The request →
Drop every picture, then transcribe the remaining data exactly.

Given data →
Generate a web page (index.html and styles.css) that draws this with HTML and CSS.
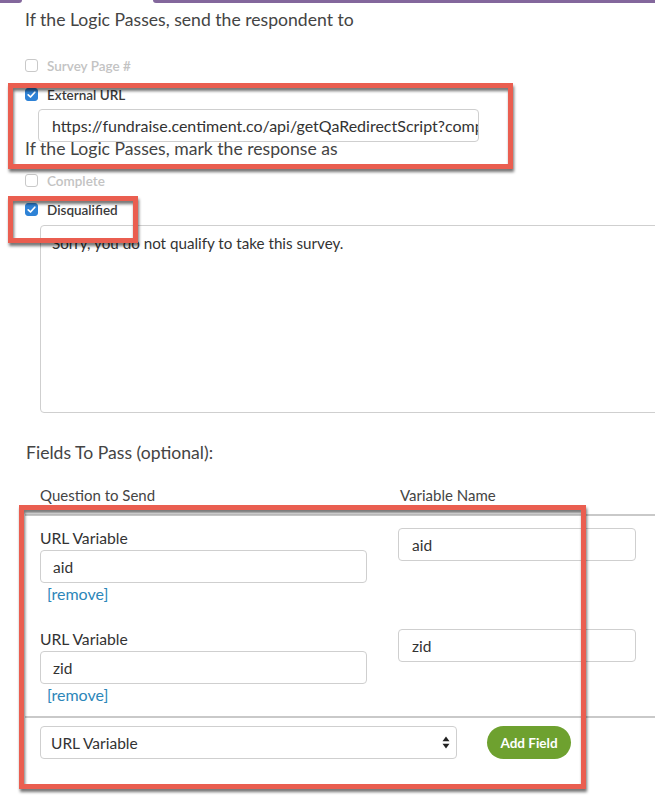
FILE: index.html
```html
<!DOCTYPE html>
<html>
<head>
<meta charset="utf-8">
<link rel="stylesheet" href="styles.css">
</head>
<body>
<div class="tabs"><span class="tab tab-left"></span><span class="tab tab-right"></span></div>
<main class="page">
  <h2 class="heading first">If the Logic Passes, send the respondent to</h2>
  <div class="check muted"><span class="box"></span><span>Survey Page #</span></div>
  <div class="check"><span class="box on"><svg viewBox="0 0 13 13" width="13" height="13"><polyline points="3.2,6.8 5.5,9 9.8,4.2" fill="none" stroke="#fff" stroke-width="1.7" stroke-linecap="round" stroke-linejoin="round"/></svg></span><span>External URL</span></div>
  <div class="input url">https://fundraise.centiment.co/api/getQaRedirectScript?comp</div>

  <h2 class="heading second">If the Logic Passes, mark the response as</h2>
  <div class="check muted mark-first"><span class="box"></span><span>Complete</span></div>
  <div class="check"><span class="box on"><svg viewBox="0 0 13 13" width="13" height="13"><polyline points="3.2,6.8 5.5,9 9.8,4.2" fill="none" stroke="#fff" stroke-width="1.7" stroke-linecap="round" stroke-linejoin="round"/></svg></span><span>Disqualified</span></div>
  <div class="textarea">Sorry, you do not qualify to take this survey.</div>

  <h3 class="subheading">Fields To Pass (optional):</h3>
  <section class="fields">
    <div class="fields-head">
      <div>Question to Send</div>
      <div>Variable Name</div>
    </div>
    <div class="fields-body">
      <div class="field-row">
        <div class="q-col">
          <div class="q-label">URL Variable</div>
          <div class="input q-input">aid</div>
          <a class="remove">[remove]</a>
        </div>
        <div class="input v-input">aid</div>
      </div>
      <div class="field-row">
        <div class="q-col">
          <div class="q-label">URL Variable</div>
          <div class="input q-input">zid</div>
          <a class="remove">[remove]</a>
        </div>
        <div class="input v-input">zid</div>
      </div>
    </div>
    <div class="fields-foot">
      <div class="select"><span>URL Variable</span><svg class="arrows" viewBox="0 0 8 13" width="8" height="13"><polygon points="4,0.5 7.5,5.2 0.5,5.2" fill="#222"/><polygon points="0.5,7.8 7.5,7.8 4,12.5" fill="#222"/></svg></div>
      <button class="add-btn">Add Field</button>
    </div>
  </section>

  <div class="mark mark-1"></div>
  <div class="mark mark-2"></div>
  <div class="mark mark-3"></div>
</main>
</body>
</html>
```

FILE: styles.css
```css
* { box-sizing: border-box; }
html, body { margin: 0; padding: 0; background: #fff; }
body {
  font-family: Lato, "Open Sans", "Liberation Sans", sans-serif;
  color: #444;
  width: 655px;
  height: 799px;
  overflow: hidden;
}
.tabs { height: 3px; display: flex; justify-content: space-between; }
.tab { display: block; height: 3px; background: #83679c; }
.tab-left { width: 22px; border-bottom-right-radius: 3px; }
.tab-right { width: 502px; border-bottom-left-radius: 3px; }

.page { position: relative; }

.heading {
  margin: 0 0 0 25px;
  font-size: 17.6px;
  font-weight: 400;
  color: #444;
  white-space: nowrap;
}
.heading.first { margin-top: 6px; line-height: 22px; margin-bottom: 20px; }
.heading.second { margin-top: -2px; line-height: 18px; margin-bottom: 8px; }

.check {
  height: 29px;
  display: flex;
  align-items: center;
  margin-left: 25px;
  font-size: 13.5px;
  font-weight: 600;
  color: #3a3a3a;
}
.check.muted { color: #c3c3c3; }
.box {
  width: 13px;
  height: 13px;
  border: 1px solid #c9c9c9;
  border-radius: 3px;
  background: #fff;
  margin-right: 9px;
  display: flex;
}
.box.on { background: #2e82d6; border-color: #2e82d6; }
.box.on svg { margin: -1px; }

.input {
  border: 1px solid #cfcfcf;
  border-radius: 4px;
  height: 33px;
  display: flex;
  align-items: center;
  font-size: 15.5px;
  color: #333;
  white-space: nowrap;
  overflow: hidden;
  background: #fff;
}
.url { margin-left: 38px; width: 441px; padding-left: 13px; font-size: 16px; }

.textarea {
  margin: 1px 0 0 40px;
  width: 640px;
  height: 188px;
  border: 1px solid #cfcfcf;
  border-radius: 4px;
  padding: 7px 11px;
  font-size: 15.2px;
  line-height: 20px;
  color: #333;
}

.subheading {
  margin: 30px 0 0 26px;
  font-size: 17.6px;
  line-height: 20px;
  font-weight: 400;
  color: #444;
}

.fields { margin: 22px 0 0 25px; }
.fields-head {
  display: grid;
  grid-template-columns: 360px 1fr;
  padding: 0 0 9px 15px;
  font-size: 15px;
  line-height: 20px;
  color: #444;
  border-bottom: 2px solid #c9c9c9;
}
.fields-body {
  padding: 12px 0 12px 15px;
  display: flex;
  flex-direction: column;
  gap: 26px;
  border-bottom: 2px solid #c9c9c9;
}
.field-row { display: grid; grid-template-columns: 358px 238px; align-items: start; }
.q-label { font-size: 15.7px; line-height: 20px; color: #333; margin-bottom: 2px; }
.q-input { width: 327px; padding-left: 12px; }
.v-input { width: 238px; padding-left: 13px; }
.remove {
  display: block;
  margin: 2px 0 0 7px;
  font-size: 16px;
  line-height: 18px;
  color: #2c86b9;
}

.fields-foot {
  padding: 8px 0 0 15px;
  display: flex;
  align-items: center;
  gap: 30px;
}
.select {
  width: 417px;
  height: 33px;
  border: 1px solid #cfcfcf;
  border-radius: 4px;
  display: flex;
  align-items: center;
  justify-content: space-between;
  padding: 0 6px 0 10px;
  font-size: 15.5px;
  color: #333;
}
.add-btn {
  width: 84px;
  height: 33px;
  border: none;
  border-radius: 17px;
  background: #6ea12f;
  color: #fff;
  font-family: Lato, "Open Sans", sans-serif;
  font-weight: 700;
  font-size: 13.5px;
  padding: 0;
}

.mark {
  position: absolute;
  border: 5px solid #ea5e50;
  filter: drop-shadow(1px 3px 1.5px rgba(0, 0, 0, 0.55));
}
.mark-1 { left: 8px; top: 74px; width: 505px; height: 86px; }
.mark-2 { left: 8px; top: 187px; width: 130px; height: 47px; }
.mark-3 { left: 19px; top: 496px; width: 567px; height: 284px; }
```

Right answer →
Generate a web page (index.html and styles.css) that draws this with HTML and CSS.
FILE: index.html
```html
<!DOCTYPE html>
<html>
<head>
<meta charset="utf-8">
<link rel="stylesheet" href="styles.css">
</head>
<body>
<div class="tabs"><span class="tab tab-left"></span><span class="tab tab-right"></span></div>
<main class="page">
  <h2 class="heading first">If the Logic Passes, send the respondent to</h2>
  <div class="check muted"><span class="box"></span><span>Survey Page #</span></div>
  <div class="check"><span class="box on"><svg viewBox="0 0 13 13" width="13" height="13"><polyline points="3.2,6.8 5.5,9 9.8,4.2" fill="none" stroke="#fff" stroke-width="1.7" stroke-linecap="round" stroke-linejoin="round"/></svg></span><span>External URL</span></div>
  <div class="input url">https://fundraise.centiment.co/api/getQaRedirectScript?comp</div>

  <h2 class="heading second">If the Logic Passes, mark the response as</h2>
  <div class="check muted mark-first"><span class="box"></span><span>Complete</span></div>
  <div class="check"><span class="box on"><svg viewBox="0 0 13 13" width="13" height="13"><polyline points="3.2,6.8 5.5,9 9.8,4.2" fill="none" stroke="#fff" stroke-width="1.7" stroke-linecap="round" stroke-linejoin="round"/></svg></span><span>Disqualified</span></div>
  <div class="textarea">Sorry, you do not qualify to take this survey.</div>

  <h3 class="subheading">Fields To Pass (optional):</h3>
  <section class="fields">
    <div class="fields-head">
      <div>Question to Send</div>
      <div>Variable Name</div>
    </div>
    <div class="fields-body">
      <div class="field-row">
        <div class="q-col">
          <div class="q-label">URL Variable</div>
          <div class="input q-input">aid</div>
          <a class="remove">[remove]</a>
        </div>
        <div class="input v-input">aid</div>
      </div>
      <div class="field-row">
        <div class="q-col">
          <div class="q-label">URL Variable</div>
          <div class="input q-input">zid</div>
          <a class="remove">[remove]</a>
        </div>
        <div class="input v-input">zid</div>
      </div>
    </div>
    <div class="fields-foot">
      <div class="select"><span>URL Variable</span><svg class="arrows" viewBox="0 0 8 13" width="8" height="13"><polygon points="4,0.5 7.5,5.2 0.5,5.2" fill="#222"/><polygon points="0.5,7.8 7.5,7.8 4,12.5" fill="#222"/></svg></div>
      <button class="add-btn">Add Field</button>
    </div>
  </section>

  <div class="mark mark-1"></div>
  <div class="mark mark-2"></div>
  <div class="mark mark-3"></div>
</main>
</body>
</html>
```

FILE: styles.css
```css
* { box-sizing: border-box; }
html, body { margin: 0; padding: 0; background: #fff; }
body {
  font-family: Lato, "Open Sans", "Liberation Sans", sans-serif;
  color: #444;
  width: 655px;
  height: 799px;
  overflow: hidden;
}
.tabs { height: 3px; display: flex; justify-content: space-between; }
.tab { display: block; height: 3px; background: #83679c; }
.tab-left { width: 22px; border-bottom-right-radius: 3px; }
.tab-right { width: 502px; border-bottom-left-radius: 3px; }

.page { position: relative; }

.heading {
  margin: 0 0 0 25px;
  font-size: 17.6px;
  font-weight: 400;
  color: #444;
  white-space: nowrap;
}
.heading.first { margin-top: 6px; line-height: 22px; margin-bottom: 20px; }
.heading.second { margin-top: -2px; line-height: 18px; margin-bottom: 8px; }

.check {
  height: 29px;
  display: flex;
  align-items: center;
  margin-left: 25px;
  font-size: 13.5px;
  font-weight: 600;
  color: #3a3a3a;
}
.check.muted { color: #c3c3c3; }
.box {
  width: 13px;
  height: 13px;
  border: 1px solid #c9c9c9;
  border-radius: 3px;
  background: #fff;
  margin-right: 9px;
  display: flex;
}
.box.on { background: #2e82d6; border-color: #2e82d6; }
.box.on svg { margin: -1px; }

.input {
  border: 1px solid #cfcfcf;
  border-radius: 4px;
  height: 33px;
  display: flex;
  align-items: center;
  font-size: 15.5px;
  color: #333;
  white-space: nowrap;
  overflow: hidden;
  background: #fff;
}
.url { margin-left: 38px; width: 441px; padding-left: 13px; font-size: 16px; }

.textarea {
  margin: 1px 0 0 40px;
  width: 640px;
  height: 188px;
  border: 1px solid #cfcfcf;
  border-radius: 4px;
  padding: 7px 11px;
  font-size: 15.2px;
  line-height: 20px;
  color: #333;
}

.subheading {
  margin: 30px 0 0 26px;
  font-size: 17.6px;
  line-height: 20px;
  font-weight: 400;
  color: #444;
}

.fields { margin: 22px 0 0 25px; }
.fields-head {
  display: grid;
  grid-template-columns: 360px 1fr;
  padding: 0 0 9px 15px;
  font-size: 15px;
  line-height: 20px;
  color: #444;
  border-bottom: 2px solid #c9c9c9;
}
.fields-body {
  padding: 12px 0 12px 15px;
  display: flex;
  flex-direction: column;
  gap: 26px;
  border-bottom: 2px solid #c9c9c9;
}
.field-row { display: grid; grid-template-columns: 358px 238px; align-items: start; }
.q-label { font-size: 15.7px; line-height: 20px; color: #333; margin-bottom: 2px; }
.q-input { width: 327px; padding-left: 12px; }
.v-input { width: 238px; padding-left: 13px; }
.remove {
  display: block;
  margin: 2px 0 0 7px;
  font-size: 16px;
  line-height: 18px;
  color: #2c86b9;
}

.fields-foot {
  padding: 8px 0 0 15px;
  display: flex;
  align-items: center;
  gap: 30px;
}
.select {
  width: 417px;
  height: 33px;
  border: 1px solid #cfcfcf;
  border-radius: 4px;
  display: flex;
  align-items: center;
  justify-content: space-between;
  padding: 0 6px 0 10px;
  font-size: 15.5px;
  color: #333;
}
.add-btn {
  width: 84px;
  height: 33px;
  border: none;
  border-radius: 17px;
  background: #6ea12f;
  color: #fff;
  font-family: Lato, "Open Sans", sans-serif;
  font-weight: 700;
  font-size: 13.5px;
  padding: 0;
}

.mark {
  position: absolute;
  border: 5px solid #ea5e50;
  filter: drop-shadow(1px 3px 1.5px rgba(0, 0, 0, 0.55));
}
.mark-1 { left: 8px; top: 74px; width: 505px; height: 86px; }
.mark-2 { left: 8px; top: 187px; width: 130px; height: 47px; }
.mark-3 { left: 19px; top: 496px; width: 567px; height: 284px; }
```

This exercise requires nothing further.